*RECORDS SHOWN*.

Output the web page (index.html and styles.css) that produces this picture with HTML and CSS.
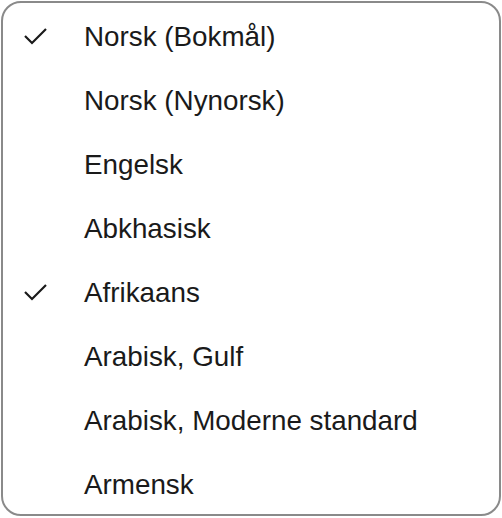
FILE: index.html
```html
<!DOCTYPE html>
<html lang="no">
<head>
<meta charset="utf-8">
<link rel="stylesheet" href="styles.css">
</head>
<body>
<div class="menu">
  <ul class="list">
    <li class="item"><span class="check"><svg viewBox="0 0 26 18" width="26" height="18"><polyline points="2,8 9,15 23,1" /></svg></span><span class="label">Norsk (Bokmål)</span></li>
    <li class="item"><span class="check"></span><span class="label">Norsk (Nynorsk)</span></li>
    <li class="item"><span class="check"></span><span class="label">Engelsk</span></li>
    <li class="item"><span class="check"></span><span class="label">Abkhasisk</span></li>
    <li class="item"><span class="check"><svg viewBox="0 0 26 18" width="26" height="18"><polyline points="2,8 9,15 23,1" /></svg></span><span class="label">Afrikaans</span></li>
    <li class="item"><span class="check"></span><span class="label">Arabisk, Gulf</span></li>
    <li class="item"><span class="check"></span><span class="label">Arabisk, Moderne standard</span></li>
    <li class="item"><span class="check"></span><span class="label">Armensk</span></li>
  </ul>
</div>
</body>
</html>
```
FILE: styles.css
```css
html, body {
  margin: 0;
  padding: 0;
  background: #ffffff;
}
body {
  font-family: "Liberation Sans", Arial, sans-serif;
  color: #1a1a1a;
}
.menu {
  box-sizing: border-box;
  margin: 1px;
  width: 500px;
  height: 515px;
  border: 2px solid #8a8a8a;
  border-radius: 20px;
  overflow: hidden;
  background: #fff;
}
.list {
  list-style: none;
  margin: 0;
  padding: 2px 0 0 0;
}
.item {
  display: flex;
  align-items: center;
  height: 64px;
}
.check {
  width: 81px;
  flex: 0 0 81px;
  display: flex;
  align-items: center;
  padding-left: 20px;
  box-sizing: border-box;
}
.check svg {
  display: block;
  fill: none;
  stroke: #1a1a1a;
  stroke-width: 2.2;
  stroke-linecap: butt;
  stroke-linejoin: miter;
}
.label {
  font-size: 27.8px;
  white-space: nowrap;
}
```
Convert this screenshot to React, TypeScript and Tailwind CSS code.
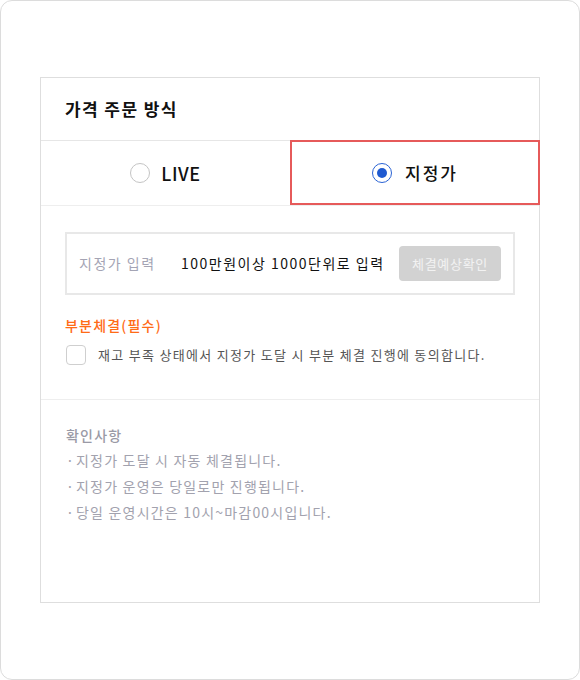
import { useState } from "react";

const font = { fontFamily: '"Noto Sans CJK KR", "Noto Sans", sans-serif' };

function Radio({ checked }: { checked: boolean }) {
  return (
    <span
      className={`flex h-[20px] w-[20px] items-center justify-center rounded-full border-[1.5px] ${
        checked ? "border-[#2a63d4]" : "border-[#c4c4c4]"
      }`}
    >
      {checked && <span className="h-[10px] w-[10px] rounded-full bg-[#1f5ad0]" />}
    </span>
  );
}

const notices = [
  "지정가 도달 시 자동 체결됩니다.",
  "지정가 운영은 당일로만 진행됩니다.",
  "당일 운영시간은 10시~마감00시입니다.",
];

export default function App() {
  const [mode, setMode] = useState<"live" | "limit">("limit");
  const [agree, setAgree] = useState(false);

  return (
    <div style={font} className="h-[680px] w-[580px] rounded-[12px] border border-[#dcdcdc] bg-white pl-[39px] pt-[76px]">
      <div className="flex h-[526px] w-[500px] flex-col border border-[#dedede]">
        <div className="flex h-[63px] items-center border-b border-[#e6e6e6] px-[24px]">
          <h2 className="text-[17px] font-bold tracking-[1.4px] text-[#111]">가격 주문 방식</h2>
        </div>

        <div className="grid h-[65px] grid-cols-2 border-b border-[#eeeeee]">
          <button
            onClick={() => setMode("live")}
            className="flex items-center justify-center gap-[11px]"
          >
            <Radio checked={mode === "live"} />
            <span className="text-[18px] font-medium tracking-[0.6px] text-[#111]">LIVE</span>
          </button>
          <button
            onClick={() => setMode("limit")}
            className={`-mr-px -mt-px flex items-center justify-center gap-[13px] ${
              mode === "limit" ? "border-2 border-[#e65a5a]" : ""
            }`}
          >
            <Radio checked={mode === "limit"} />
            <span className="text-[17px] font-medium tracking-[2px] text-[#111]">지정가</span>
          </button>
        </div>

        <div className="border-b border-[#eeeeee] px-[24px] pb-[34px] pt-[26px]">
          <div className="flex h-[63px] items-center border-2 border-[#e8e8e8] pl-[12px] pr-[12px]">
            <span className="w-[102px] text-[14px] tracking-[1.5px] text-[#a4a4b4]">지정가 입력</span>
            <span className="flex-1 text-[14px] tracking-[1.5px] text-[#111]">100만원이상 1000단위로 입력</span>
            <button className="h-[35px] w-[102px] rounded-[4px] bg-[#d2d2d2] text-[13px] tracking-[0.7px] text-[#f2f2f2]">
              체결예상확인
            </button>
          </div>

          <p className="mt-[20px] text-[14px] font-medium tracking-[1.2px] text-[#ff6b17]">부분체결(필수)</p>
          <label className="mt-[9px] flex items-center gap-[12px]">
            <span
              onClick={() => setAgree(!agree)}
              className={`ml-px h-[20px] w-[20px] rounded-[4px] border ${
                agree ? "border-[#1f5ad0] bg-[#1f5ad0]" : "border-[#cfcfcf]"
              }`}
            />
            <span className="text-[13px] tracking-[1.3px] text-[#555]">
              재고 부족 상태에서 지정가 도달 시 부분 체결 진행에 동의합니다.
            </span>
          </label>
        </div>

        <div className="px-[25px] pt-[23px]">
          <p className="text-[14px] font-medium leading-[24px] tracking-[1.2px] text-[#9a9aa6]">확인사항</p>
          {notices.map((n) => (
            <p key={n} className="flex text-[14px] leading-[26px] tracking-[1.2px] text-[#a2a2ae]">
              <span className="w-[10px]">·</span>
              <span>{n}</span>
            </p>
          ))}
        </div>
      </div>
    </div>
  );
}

*DIRECTIONS FOR THIS TASK*. Extract all the data above exactly, excluding every picture.

*THE RESPONSE*.
Output the web page (index.html and styles.css) that produces this picture with HTML and CSS.
FILE: index.html
```html
<!DOCTYPE html>
<html lang="no">
<head>
<meta charset="utf-8">
<link rel="stylesheet" href="styles.css">
</head>
<body>
<div class="menu">
  <ul class="list">
    <li class="item"><span class="check"><svg viewBox="0 0 26 18" width="26" height="18"><polyline points="2,8 9,15 23,1" /></svg></span><span class="label">Norsk (Bokmål)</span></li>
    <li class="item"><span class="check"></span><span class="label">Norsk (Nynorsk)</span></li>
    <li class="item"><span class="check"></span><span class="label">Engelsk</span></li>
    <li class="item"><span class="check"></span><span class="label">Abkhasisk</span></li>
    <li class="item"><span class="check"><svg viewBox="0 0 26 18" width="26" height="18"><polyline points="2,8 9,15 23,1" /></svg></span><span class="label">Afrikaans</span></li>
    <li class="item"><span class="check"></span><span class="label">Arabisk, Gulf</span></li>
    <li class="item"><span class="check"></span><span class="label">Arabisk, Moderne standard</span></li>
    <li class="item"><span class="check"></span><span class="label">Armensk</span></li>
  </ul>
</div>
</body>
</html>
```
FILE: styles.css
```css
html, body {
  margin: 0;
  padding: 0;
  background: #ffffff;
}
body {
  font-family: "Liberation Sans", Arial, sans-serif;
  color: #1a1a1a;
}
.menu {
  box-sizing: border-box;
  margin: 1px;
  width: 500px;
  height: 515px;
  border: 2px solid #8a8a8a;
  border-radius: 20px;
  overflow: hidden;
  background: #fff;
}
.list {
  list-style: none;
  margin: 0;
  padding: 2px 0 0 0;
}
.item {
  display: flex;
  align-items: center;
  height: 64px;
}
.check {
  width: 81px;
  flex: 0 0 81px;
  display: flex;
  align-items: center;
  padding-left: 20px;
  box-sizing: border-box;
}
.check svg {
  display: block;
  fill: none;
  stroke: #1a1a1a;
  stroke-width: 2.2;
  stroke-linecap: butt;
  stroke-linejoin: miter;
}
.label {
  font-size: 27.8px;
  white-space: nowrap;
}
```
Convert this screenshot to React, TypeScript and Tailwind CSS code.
import { useState } from "react";

const font = { fontFamily: '"Noto Sans CJK KR", "Noto Sans", sans-serif' };

function Radio({ checked }: { checked: boolean }) {
  return (
    <span
      className={`flex h-[20px] w-[20px] items-center justify-center rounded-full border-[1.5px] ${
        checked ? "border-[#2a63d4]" : "border-[#c4c4c4]"
      }`}
    >
      {checked && <span className="h-[10px] w-[10px] rounded-full bg-[#1f5ad0]" />}
    </span>
  );
}

const notices = [
  "지정가 도달 시 자동 체결됩니다.",
  "지정가 운영은 당일로만 진행됩니다.",
  "당일 운영시간은 10시~마감00시입니다.",
];

export default function App() {
  const [mode, setMode] = useState<"live" | "limit">("limit");
  const [agree, setAgree] = useState(false);

  return (
    <div style={font} className="h-[680px] w-[580px] rounded-[12px] border border-[#dcdcdc] bg-white pl-[39px] pt-[76px]">
      <div className="flex h-[526px] w-[500px] flex-col border border-[#dedede]">
        <div className="flex h-[63px] items-center border-b border-[#e6e6e6] px-[24px]">
          <h2 className="text-[17px] font-bold tracking-[1.4px] text-[#111]">가격 주문 방식</h2>
        </div>

        <div className="grid h-[65px] grid-cols-2 border-b border-[#eeeeee]">
          <button
            onClick={() => setMode("live")}
            className="flex items-center justify-center gap-[11px]"
          >
            <Radio checked={mode === "live"} />
            <span className="text-[18px] font-medium tracking-[0.6px] text-[#111]">LIVE</span>
          </button>
          <button
            onClick={() => setMode("limit")}
            className={`-mr-px -mt-px flex items-center justify-center gap-[13px] ${
              mode === "limit" ? "border-2 border-[#e65a5a]" : ""
            }`}
          >
            <Radio checked={mode === "limit"} />
            <span className="text-[17px] font-medium tracking-[2px] text-[#111]">지정가</span>
          </button>
        </div>

        <div className="border-b border-[#eeeeee] px-[24px] pb-[34px] pt-[26px]">
          <div className="flex h-[63px] items-center border-2 border-[#e8e8e8] pl-[12px] pr-[12px]">
            <span className="w-[102px] text-[14px] tracking-[1.5px] text-[#a4a4b4]">지정가 입력</span>
            <span className="flex-1 text-[14px] tracking-[1.5px] text-[#111]">100만원이상 1000단위로 입력</span>
            <button className="h-[35px] w-[102px] rounded-[4px] bg-[#d2d2d2] text-[13px] tracking-[0.7px] text-[#f2f2f2]">
              체결예상확인
            </button>
          </div>

          <p className="mt-[20px] text-[14px] font-medium tracking-[1.2px] text-[#ff6b17]">부분체결(필수)</p>
          <label className="mt-[9px] flex items-center gap-[12px]">
            <span
              onClick={() => setAgree(!agree)}
              className={`ml-px h-[20px] w-[20px] rounded-[4px] border ${
                agree ? "border-[#1f5ad0] bg-[#1f5ad0]" : "border-[#cfcfcf]"
              }`}
            />
            <span className="text-[13px] tracking-[1.3px] text-[#555]">
              재고 부족 상태에서 지정가 도달 시 부분 체결 진행에 동의합니다.
            </span>
          </label>
        </div>

        <div className="px-[25px] pt-[23px]">
          <p className="text-[14px] font-medium leading-[24px] tracking-[1.2px] text-[#9a9aa6]">확인사항</p>
          {notices.map((n) => (
            <p key={n} className="flex text-[14px] leading-[26px] tracking-[1.2px] text-[#a2a2ae]">
              <span className="w-[10px]">·</span>
              <span>{n}</span>
            </p>
          ))}
        </div>
      </div>
    </div>
  );
}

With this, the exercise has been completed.